Question 9.10: Discuss the convergence properties of the two series (i) ∑si...

(i) Since |sin nx| ≤ 1 for all x ∈ \mathbb{R} and \sum{\frac{1} {n^{2}}} is convergent, the series \sum{\frac{\sin nx}{n^{2}}} is uniformly convergent on \mathbb{R} by the M test.

(ii) If  \left|\frac{\sin nx}{n}\right| ≤ M_{n} for all x in some interval I, then M_{n} ≥ \frac{c}{n}, where c = \underset{x∈I}{\sup} |\sin nx| > 0. Since \sum{\frac{1} {n}} is divergent, we see that the M-test is not applicable on any interval in \mathbb{R}. We shall use the Dirichlet test to prove uniform convergence on any interval [a, b] ⊆ (2mπ, (2m + 1)π),  m ∈ \mathbb{Z}. The proof relies on the equality

\sum\limits_{k=1}^{n}{\sin kx} = \frac{\cos \frac{1}{2} x − \cos(n + \frac{1}{2})x}{2 \sin \frac{1}{2} x} ,  x ≠ 2mπ, m ∈ Z,        (9.16)

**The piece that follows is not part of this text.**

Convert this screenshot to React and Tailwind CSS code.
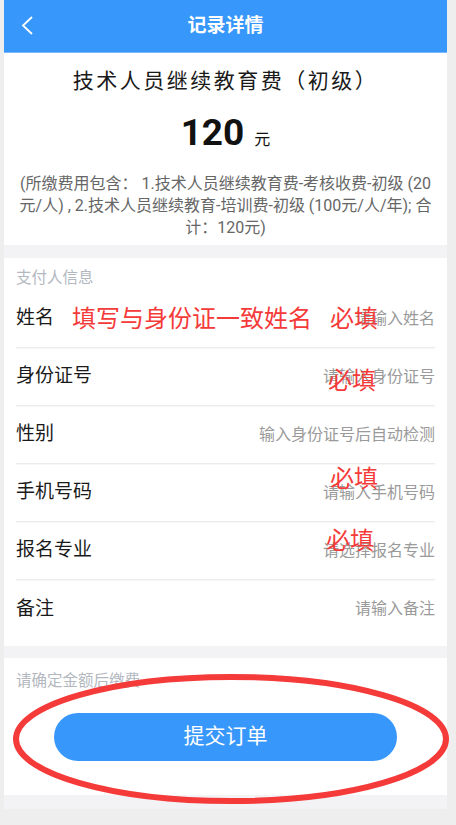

which can be proved by induction on n. Setting u_{k}(x) = \sin kx and U_{n}(x) = \Sigma_{k=1} ^{n}  u_{k}(x), we see that

|U_{n}(x)| ≤ \frac{\left|\cos \frac{1}{2}x\right| + \left|\cos(n + \frac{1}{2})x\right|}{2 \left|\sin \frac{1}{2} x\right|}

≤ \frac{1}{\left|\sin \frac{1}{2} x\right|}

≤ \max \left\{\frac{1}{\left|\sin \frac{1}{2} a\right|}, \frac{1}{\left|\sin \frac{1}{2}b\right|}\right\}  for all n ∈ \mathbb{N},  x ∈ [a, b].

With v_{n}(x) = 1/n on [a, b], we obtain a decreasing sequence which converges (uniformly) to 0. By Dirichlet’s test the series \sum{\frac{\sin nx}{n}} converges uniformly on [a, b].

Using Fourier expansions (see [CAR], for example), it can be shown that \sum{\frac{\sin nx}{n}} converges pointwise on \mathbb{R} to a function which is periodic in 2π, and which is defined on [−π, π] by

S(x)= \begin{cases} − \frac{π + x}{2}, & x ∈ [−π, 0) \\ 0, & x= 0 \\ \frac{π − x}{2}, & x ∈ (0, π]. \end{cases}

Note that x = 2mπ,  m ∈ \mathbb{Z}, are points of (jump) discontinuity for the function S. Hence the series \sum{\frac{\sin nx}{n}} of continuous terms cannot converge uniformly in any interval containing such points.